→ **WHAT YOU SHOULD DO**
Check every line of the data below for the string "React", and copy the ones that hold it.

◇ ◇ ◇ ◇ ◇ ◇ ◇

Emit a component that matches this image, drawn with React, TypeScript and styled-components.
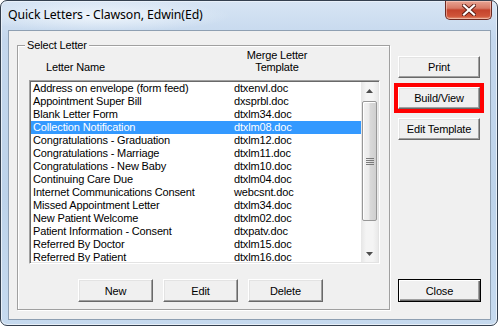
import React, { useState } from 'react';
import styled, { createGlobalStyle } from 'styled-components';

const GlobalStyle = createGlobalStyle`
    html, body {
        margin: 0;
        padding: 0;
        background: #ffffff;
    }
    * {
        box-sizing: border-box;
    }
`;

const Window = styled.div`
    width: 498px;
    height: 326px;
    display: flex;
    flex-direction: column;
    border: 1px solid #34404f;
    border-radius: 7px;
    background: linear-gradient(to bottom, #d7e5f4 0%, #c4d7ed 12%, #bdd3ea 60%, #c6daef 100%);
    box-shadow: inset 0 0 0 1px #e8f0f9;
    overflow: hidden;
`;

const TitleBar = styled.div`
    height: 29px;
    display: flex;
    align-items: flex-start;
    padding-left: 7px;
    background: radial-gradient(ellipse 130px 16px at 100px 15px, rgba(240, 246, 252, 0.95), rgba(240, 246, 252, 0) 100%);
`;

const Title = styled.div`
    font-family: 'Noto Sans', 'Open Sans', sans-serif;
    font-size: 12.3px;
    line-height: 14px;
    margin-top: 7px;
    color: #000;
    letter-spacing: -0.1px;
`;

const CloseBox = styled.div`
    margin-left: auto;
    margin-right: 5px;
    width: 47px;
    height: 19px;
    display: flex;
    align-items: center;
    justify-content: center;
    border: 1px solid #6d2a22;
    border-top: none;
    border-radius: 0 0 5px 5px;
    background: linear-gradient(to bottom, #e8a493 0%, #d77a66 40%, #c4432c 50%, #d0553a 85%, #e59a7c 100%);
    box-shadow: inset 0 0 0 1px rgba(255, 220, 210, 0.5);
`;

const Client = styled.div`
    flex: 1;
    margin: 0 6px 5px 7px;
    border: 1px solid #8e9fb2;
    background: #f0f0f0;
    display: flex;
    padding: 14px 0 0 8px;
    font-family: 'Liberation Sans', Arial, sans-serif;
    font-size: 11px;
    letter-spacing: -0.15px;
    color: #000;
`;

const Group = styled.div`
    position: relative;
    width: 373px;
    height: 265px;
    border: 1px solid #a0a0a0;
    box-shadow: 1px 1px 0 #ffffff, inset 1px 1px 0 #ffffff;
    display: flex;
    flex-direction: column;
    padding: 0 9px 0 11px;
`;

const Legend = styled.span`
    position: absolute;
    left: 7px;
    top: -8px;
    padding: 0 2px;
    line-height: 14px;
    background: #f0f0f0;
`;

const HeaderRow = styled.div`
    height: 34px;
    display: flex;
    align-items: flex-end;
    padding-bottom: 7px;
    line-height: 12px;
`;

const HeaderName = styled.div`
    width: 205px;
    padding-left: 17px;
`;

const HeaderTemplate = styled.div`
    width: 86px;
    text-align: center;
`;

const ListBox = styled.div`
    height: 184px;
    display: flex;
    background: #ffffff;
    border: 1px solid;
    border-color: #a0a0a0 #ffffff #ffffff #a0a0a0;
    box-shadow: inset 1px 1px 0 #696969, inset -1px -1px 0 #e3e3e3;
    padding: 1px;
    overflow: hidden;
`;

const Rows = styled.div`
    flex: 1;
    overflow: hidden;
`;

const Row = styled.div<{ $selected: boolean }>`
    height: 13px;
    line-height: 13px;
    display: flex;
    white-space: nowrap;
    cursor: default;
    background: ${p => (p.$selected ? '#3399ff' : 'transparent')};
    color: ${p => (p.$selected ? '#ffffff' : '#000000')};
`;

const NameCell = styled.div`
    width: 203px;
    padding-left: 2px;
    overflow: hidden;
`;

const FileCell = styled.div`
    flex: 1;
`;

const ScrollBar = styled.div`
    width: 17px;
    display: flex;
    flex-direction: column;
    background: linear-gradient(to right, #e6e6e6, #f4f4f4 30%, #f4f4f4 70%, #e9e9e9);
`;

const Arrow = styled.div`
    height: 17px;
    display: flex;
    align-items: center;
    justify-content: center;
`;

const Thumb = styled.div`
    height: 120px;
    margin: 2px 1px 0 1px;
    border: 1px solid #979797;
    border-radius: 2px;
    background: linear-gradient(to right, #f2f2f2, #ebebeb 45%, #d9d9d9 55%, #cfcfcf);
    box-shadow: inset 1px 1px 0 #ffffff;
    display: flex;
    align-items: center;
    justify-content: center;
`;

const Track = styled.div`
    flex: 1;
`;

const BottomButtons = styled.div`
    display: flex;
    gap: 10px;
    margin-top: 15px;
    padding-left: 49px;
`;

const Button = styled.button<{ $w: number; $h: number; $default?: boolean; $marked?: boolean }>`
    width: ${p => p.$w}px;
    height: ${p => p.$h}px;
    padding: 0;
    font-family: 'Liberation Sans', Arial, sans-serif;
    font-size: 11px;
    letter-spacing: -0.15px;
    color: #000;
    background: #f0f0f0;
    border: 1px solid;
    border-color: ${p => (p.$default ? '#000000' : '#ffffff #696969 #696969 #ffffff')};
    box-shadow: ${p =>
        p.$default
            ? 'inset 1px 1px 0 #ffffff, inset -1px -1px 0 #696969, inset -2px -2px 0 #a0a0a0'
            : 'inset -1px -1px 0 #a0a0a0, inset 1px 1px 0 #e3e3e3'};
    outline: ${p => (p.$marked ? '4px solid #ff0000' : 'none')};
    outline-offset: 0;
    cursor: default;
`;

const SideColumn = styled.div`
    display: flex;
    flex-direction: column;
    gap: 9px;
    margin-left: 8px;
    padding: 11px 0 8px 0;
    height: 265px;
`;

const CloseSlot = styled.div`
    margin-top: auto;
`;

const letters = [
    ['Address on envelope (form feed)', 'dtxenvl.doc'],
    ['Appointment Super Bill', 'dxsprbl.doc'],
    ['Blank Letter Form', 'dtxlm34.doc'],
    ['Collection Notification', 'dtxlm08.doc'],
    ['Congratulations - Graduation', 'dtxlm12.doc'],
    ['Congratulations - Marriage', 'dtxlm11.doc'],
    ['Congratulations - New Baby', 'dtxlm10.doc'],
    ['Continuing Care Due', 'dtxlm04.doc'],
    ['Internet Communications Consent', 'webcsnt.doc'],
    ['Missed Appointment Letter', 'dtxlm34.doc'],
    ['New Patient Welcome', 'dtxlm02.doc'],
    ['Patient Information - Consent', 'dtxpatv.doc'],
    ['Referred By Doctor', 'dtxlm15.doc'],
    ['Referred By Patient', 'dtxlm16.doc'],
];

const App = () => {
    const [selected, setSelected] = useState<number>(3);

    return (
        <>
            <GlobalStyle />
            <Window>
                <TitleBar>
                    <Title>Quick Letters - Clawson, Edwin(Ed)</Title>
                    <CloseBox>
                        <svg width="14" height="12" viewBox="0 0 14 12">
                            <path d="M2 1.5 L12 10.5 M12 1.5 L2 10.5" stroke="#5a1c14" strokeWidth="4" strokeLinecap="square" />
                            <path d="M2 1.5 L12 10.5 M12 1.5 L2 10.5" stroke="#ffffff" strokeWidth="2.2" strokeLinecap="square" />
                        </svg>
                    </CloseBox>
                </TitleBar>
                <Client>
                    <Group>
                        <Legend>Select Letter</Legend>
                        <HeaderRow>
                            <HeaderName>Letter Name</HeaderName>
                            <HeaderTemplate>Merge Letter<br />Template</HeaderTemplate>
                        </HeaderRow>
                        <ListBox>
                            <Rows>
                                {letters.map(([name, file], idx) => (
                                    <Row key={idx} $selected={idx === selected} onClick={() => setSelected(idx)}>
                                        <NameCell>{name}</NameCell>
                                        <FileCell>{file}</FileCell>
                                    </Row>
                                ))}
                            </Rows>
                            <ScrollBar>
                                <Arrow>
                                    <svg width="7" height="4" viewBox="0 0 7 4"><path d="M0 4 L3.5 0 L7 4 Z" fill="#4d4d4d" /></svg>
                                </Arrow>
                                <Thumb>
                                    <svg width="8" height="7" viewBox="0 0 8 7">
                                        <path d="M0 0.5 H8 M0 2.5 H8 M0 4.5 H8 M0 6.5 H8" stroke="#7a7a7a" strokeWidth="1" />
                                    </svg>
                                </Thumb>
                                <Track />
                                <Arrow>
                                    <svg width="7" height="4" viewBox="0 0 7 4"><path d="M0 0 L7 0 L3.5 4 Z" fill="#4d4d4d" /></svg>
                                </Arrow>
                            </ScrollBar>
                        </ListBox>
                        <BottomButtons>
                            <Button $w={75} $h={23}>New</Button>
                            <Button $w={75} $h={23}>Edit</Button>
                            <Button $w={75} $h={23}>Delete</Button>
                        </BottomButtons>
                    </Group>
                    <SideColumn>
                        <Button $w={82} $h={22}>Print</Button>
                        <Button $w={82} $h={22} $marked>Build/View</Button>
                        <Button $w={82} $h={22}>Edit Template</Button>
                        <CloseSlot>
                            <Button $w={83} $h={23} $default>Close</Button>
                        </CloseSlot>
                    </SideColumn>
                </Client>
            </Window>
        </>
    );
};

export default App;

◇ ◇ ◇ ◇ ◇ ◇ ◇

→ **FULL RESPONSE**
Emit a component that matches this image, drawn with React, TypeScript and styled-components.
import React, { useState } from 'react';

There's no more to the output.